At a time when Bangladesh is threatening to permanently overtake India in apparel exports, Finance Minister Nirmala Sitharaman has paid strong attention to the sector which employs over two crore people. Sitharaman announced a national technical textile mission in her budget and promised 01,480 crore for the new mission-based approach. Technical textiles include a wide range of medical and mining dresses as well as textiles for non-human usage.
As Sitharaman pointed out, the country imports a huge quantity of technical textiles to meet the stringent standards in healthcare, mining and other industries. With the assistance of state governments, the mission aims to promote manufacturing using different kinds of materials like cotton, wool, jute and plastic. The idea is to help existing manufacturers to have multi-fold expansion or even to set up new industries. The budget has also announced tax reliefs and procedural simplification for manufacturers in categories of cotton, silk and polyester. This would help India to maintain the second position after China in overall textile exports. (The European Union has more exports than India, but among individual countries, India is second).

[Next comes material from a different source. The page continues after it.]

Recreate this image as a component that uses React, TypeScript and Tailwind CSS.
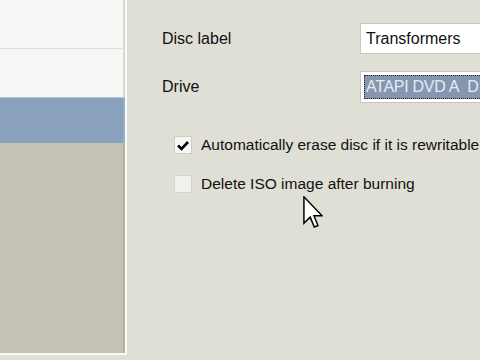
import React from "react";

const font = { fontFamily: '"Liberation Sans", Arial, sans-serif' };

const Cursor: React.FC = () => (
  <svg
    className="absolute left-[303px] top-[196px]"
    width="20"
    height="33"
    viewBox="0 0 12 20"
  >
    <path
      d="M0.5 0.5 L0.5 16.5 L4.3 12.8 L6.8 18.8 L9 17.9 L6.6 12 L11.5 12 Z"
      fill="#ffffff"
      stroke="#000000"
      strokeWidth="0.9"
      strokeLinejoin="miter"
    />
  </svg>
);

const App: React.FC = () => {
  return (
    <div
      className="relative w-[480px] h-[360px] bg-[#e0dfd5] flex overflow-hidden text-[#111]"
      style={font}
    >
      {/* Left list panel */}
      <div className="w-[127px] h-[355px] shrink-0 flex flex-col border-r-2 border-b-2 border-[#fbfbf6] bg-[#c4c2b5]">
        <div className="h-[48px] bg-[#f7f7f6] border-r-2 border-[#d9d8d2]" />
        <div className="h-[1px] bg-[#dcdcd8]" />
        <div className="h-[48px] bg-[#f7f7f6] border-r-2 border-[#d9d8d2]" />
        <div className="h-[46px] bg-[#8aa1bd] border-t border-[#b8c8dc] border-r-2 border-r-[#9ab0c8]" />
        <div className="flex-1 border-r-2 border-[#b5b3a8]" />
      </div>

      {/* Right form */}
      <div className="flex-1 flex flex-col pl-[35px] pt-[23px]">
        <div className="flex items-center h-[31px]">
          <span className="w-[198px] text-[16px]">Disc label</span>
          <div className="flex-1 h-full bg-white border border-[#c9c8c0] border-r-0 flex items-center pl-[5px] text-[16px] whitespace-nowrap">
            Transformers
          </div>
        </div>
        <div className="flex items-center h-[32px] mt-[17px]">
          <span className="w-[198px] text-[16px]">Drive</span>
          <div className="flex-1 h-full bg-white border border-[#c9c8c0] border-r-0 p-[3px] pr-0">
            <div className="h-full bg-[#8796ae] border border-dotted border-r-0 border-[#202830] flex items-center pl-[1px] text-[16px] tracking-[-0.3px] text-[#e4ebf5] whitespace-nowrap overflow-hidden">
              ATAPI DVD A&nbsp;&nbsp;D
            </div>
          </div>
        </div>

        <div className="flex items-center mt-[33px] pl-[12px] gap-[9px] h-[18px] whitespace-nowrap">
          <div className="w-[18px] h-[18px] shrink-0 bg-[#f6f6f2] border border-[#cfcec6] flex items-center justify-center">
            <svg width="12" height="11" viewBox="0 0 12 11">
              <path d="M1 5.5 L4.5 9 L11 2" fill="none" stroke="#000" strokeWidth="2.6" />
            </svg>
          </div>
          <span className="text-[15.5px]">Automatically erase disc if it is rewritable</span>
        </div>
        <div className="flex items-center mt-[21px] pl-[12px] gap-[9px] h-[18px] whitespace-nowrap">
          <div className="w-[18px] h-[18px] shrink-0 bg-[#f1f0ea] border border-[#d6d5cd]" />
          <span className="text-[15.5px]">Delete ISO image after burning</span>
        </div>
      </div>

      <Cursor />
    </div>
  );
};

export default App;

Textiles Minister Smriti Irani has been prodding for stronger relief to face the competition from across the eastern border. The coronavirus epidemic may affect the performance of China, though no estimates are available on cancellation or delay of garment import orders placed by the United States and European countries with the Asian major, yet. The Bangladesh government is projecting apparel exports valued at $38 billion with a growth rate of 7 per cent in 2019-2020, while Indian exports projection in this category is $35 billion with a growth of little over 1 per cent.
Apparels account for more than 80 per cent of the total exports of Bangladesh, whereas it forms a smaller portion of India’s textile exports. When India started competing in the 1990s with southeast Asian countries for exporting apparels, prime minister P.V. Narasimha Rao said traditional trade like tailoring had given new hope to millions of Indians, especially women.

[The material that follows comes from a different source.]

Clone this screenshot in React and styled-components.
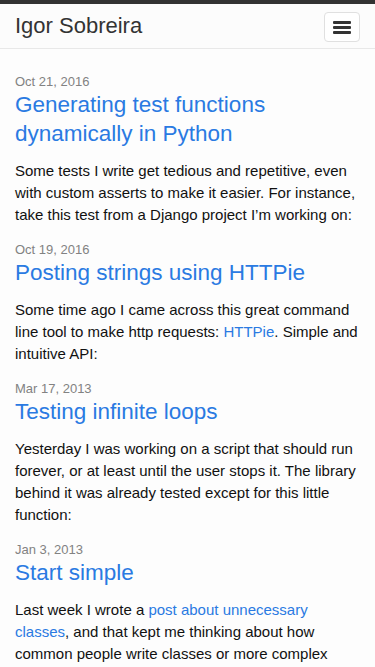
import React from "react";
import styled, { createGlobalStyle } from "styled-components";

const Global = createGlobalStyle`
  html, body { margin: 0; padding: 0; }
  body {
    background: #fdfdfd;
    font-family: "Liberation Sans", Arial, Helvetica, sans-serif;
    color: #111;
    -webkit-font-smoothing: antialiased;
  }
  * { box-sizing: border-box; }
`;

const Page = styled.div`
  min-height: 667px;
  border-top: 4px solid #333;
`;

const Navbar = styled.header`
  display: flex;
  align-items: center;
  justify-content: space-between;
  height: 45px;
  padding: 0 15px;
  background: #fcfcfc;
  border-bottom: 1px solid #e8e8e8;
`;

const Brand = styled.a`
  font-size: 22px;
  color: #333;
  text-decoration: none;
  margin-top: -1px;
`;

const Toggle = styled.button`
  width: 36px;
  height: 30px;
  margin-top: 2px;
  display: flex;
  flex-direction: column;
  justify-content: center;
  align-items: center;
  gap: 2px;
  background: #fff;
  border: 1px solid #e0e0e0;
  border-radius: 4px;
  padding: 0;
`;

const Bar = styled.span`
  display: block;
  width: 18px;
  height: 3px;
  background: #333;
  border-radius: 1px;
`;

const Main = styled.main`
  padding: 24px 15px 0;
  display: flex;
  flex-direction: column;
  gap: 15px;
`;

const Post = styled.article`
  display: flex;
  flex-direction: column;
`;

const PostDate = styled.span`
  font-size: 13px;
  line-height: 18px;
  color: #828282;
`;

const PostTitle = styled.h2`
  margin: -1px 0 0;
  font-size: 22.5px;
  line-height: 29px;
  font-weight: normal;
  color: #2a7ae2;
`;

const Excerpt = styled.p`
  margin: 12px 0 0;
  font-size: 15px;
  line-height: 22px;
  color: #111;
`;

const Link = styled.a`
  color: #2a7ae2;
  text-decoration: none;
`;

const posts = [
  {
    date: "Oct 21, 2016",
    title: "Generating test functions dynamically in Python",
    body: (
      <>
        Some tests I write get tedious and repetitive, even with custom asserts to make it easier. For instance, take this test from a Django project I’m working on:
      </>
    ),
  },
  {
    date: "Oct 19, 2016",
    title: "Posting strings using HTTPie",
    body: (
      <>
        Some time ago I came across this great command line tool to make http requests: <Link href="#">HTTPie</Link>. Simple and intuitive API:
      </>
    ),
  },
  {
    date: "Mar 17, 2013",
    title: "Testing infinite loops",
    body: (
      <>
        Yesterday I was working on a script that should run forever, or at least until the user stops it. The library behind it was already tested except for this little function:
      </>
    ),
  },
  {
    date: "Jan 3, 2013",
    title: "Start simple",
    body: (
      <>
        Last week I wrote a <Link href="#">post about unnecessary classes</Link>, and that kept me thinking about how common people write classes or more complex designs upfront just because it would be easier to change later.
      </>
    ),
  },
];

export default function App() {
  return (
    <>
      <Global />
      <Page>
        <Navbar>
          <Brand href="#">Igor Sobreira</Brand>
          <Toggle aria-label="menu">
            <Bar />
            <Bar />
            <Bar />
          </Toggle>
        </Navbar>
        <Main>
          {posts.map((p) => (
            <Post key={p.title}>
              <PostDate>{p.date}</PostDate>
              <PostTitle>{p.title}</PostTitle>
              <Excerpt>{p.body}</Excerpt>
            </Post>
          ))}
        </Main>
      </Page>
    </>
  );
}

The small textile department in the industries department grew into a ministry, as commerce ministers P. Chidambaram and P.J. Kurien lobbied hard for elimination of country-wise limits put by the United States on garment imports. Once the limitations were removed, textiles from little known places like Tiruppur and Ludhiana, and from big cities like Bengaluru and Ahmedabad crowded the ports. For Bengaluru, after software, apparels became the second largest export item. The World Trade Organization agreements further boosted Indian exports.
But shifting American policies, combined with rising costs of production in India, gave other countries more space in the global marketplace. When the United States said it would give preferential treatment for countries affected by external and civil wars as well as refugee influx, even some Indian exporters shifted their factories to special-category countries like Jordan.

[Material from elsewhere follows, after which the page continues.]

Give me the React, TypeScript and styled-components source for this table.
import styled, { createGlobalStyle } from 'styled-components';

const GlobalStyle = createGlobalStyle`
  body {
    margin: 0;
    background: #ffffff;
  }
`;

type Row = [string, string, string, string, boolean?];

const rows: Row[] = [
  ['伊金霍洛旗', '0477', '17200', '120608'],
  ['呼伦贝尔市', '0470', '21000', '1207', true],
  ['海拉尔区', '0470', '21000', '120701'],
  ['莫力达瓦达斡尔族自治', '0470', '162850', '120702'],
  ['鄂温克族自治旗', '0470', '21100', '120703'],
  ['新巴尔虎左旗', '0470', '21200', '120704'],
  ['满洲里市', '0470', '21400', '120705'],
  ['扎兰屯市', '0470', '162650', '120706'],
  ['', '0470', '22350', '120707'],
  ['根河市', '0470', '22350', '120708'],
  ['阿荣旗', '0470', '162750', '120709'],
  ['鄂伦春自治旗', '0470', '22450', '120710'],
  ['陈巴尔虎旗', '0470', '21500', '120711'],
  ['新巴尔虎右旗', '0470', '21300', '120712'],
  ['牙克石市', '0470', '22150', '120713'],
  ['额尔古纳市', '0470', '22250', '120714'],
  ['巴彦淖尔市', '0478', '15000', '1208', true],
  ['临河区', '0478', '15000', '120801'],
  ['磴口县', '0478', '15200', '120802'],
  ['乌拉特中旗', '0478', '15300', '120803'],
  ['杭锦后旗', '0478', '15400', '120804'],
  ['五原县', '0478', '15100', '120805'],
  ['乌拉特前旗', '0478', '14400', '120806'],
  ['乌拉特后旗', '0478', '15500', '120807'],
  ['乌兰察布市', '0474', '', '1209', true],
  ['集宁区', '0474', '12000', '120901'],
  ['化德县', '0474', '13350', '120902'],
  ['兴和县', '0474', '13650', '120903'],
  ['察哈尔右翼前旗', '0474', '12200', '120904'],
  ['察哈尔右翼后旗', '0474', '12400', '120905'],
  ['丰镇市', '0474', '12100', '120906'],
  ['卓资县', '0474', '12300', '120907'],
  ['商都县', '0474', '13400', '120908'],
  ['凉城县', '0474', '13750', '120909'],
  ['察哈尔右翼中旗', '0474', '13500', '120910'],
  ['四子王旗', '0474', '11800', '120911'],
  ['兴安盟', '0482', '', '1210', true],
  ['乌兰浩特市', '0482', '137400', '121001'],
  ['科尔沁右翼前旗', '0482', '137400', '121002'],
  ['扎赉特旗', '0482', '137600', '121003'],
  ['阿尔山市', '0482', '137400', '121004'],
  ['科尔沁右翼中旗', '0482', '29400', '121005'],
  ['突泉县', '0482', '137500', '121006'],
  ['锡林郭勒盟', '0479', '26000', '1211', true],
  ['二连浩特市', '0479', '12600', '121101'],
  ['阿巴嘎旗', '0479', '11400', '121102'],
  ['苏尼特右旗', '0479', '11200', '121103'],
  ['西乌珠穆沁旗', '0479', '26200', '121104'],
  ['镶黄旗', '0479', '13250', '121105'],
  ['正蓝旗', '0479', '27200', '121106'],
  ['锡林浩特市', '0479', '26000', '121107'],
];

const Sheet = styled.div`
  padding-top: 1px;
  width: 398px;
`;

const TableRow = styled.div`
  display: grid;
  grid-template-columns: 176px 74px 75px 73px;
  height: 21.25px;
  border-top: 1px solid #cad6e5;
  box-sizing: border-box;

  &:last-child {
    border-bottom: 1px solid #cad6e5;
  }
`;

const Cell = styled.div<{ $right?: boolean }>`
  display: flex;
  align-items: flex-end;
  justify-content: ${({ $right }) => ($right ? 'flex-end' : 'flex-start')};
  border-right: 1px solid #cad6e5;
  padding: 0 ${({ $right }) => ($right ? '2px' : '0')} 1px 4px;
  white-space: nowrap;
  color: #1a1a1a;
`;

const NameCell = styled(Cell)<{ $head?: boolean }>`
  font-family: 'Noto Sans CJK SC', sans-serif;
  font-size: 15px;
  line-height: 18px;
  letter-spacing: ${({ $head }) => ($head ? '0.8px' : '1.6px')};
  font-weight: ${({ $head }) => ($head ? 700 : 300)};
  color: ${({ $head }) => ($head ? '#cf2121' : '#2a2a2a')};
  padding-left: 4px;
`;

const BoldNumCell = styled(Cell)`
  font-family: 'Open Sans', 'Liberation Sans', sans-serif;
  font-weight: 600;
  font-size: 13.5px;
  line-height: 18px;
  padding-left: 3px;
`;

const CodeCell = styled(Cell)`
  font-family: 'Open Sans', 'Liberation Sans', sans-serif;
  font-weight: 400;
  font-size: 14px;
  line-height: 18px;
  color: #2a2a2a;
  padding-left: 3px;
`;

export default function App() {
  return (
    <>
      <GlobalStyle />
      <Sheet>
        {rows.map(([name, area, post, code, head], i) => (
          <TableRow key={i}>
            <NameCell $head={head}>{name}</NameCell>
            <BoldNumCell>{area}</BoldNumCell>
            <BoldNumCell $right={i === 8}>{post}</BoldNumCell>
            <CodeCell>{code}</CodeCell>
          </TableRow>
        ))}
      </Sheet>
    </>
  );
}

Bangladesh has benefitted in recent years because of its humane policy towards providing shelter to the Rohingya refugees from Myanmar.
The technical textile mission’s first objective is to ensure self sufficiency in special kind of textiles across the country and to eliminate the imports, as it is a tough global market for exports—dominated again by the Chinese. Both Sitharaman and Irani are ambassadors of the rainbow range of sarees, and now they have joined hands to promote other kind of textiles.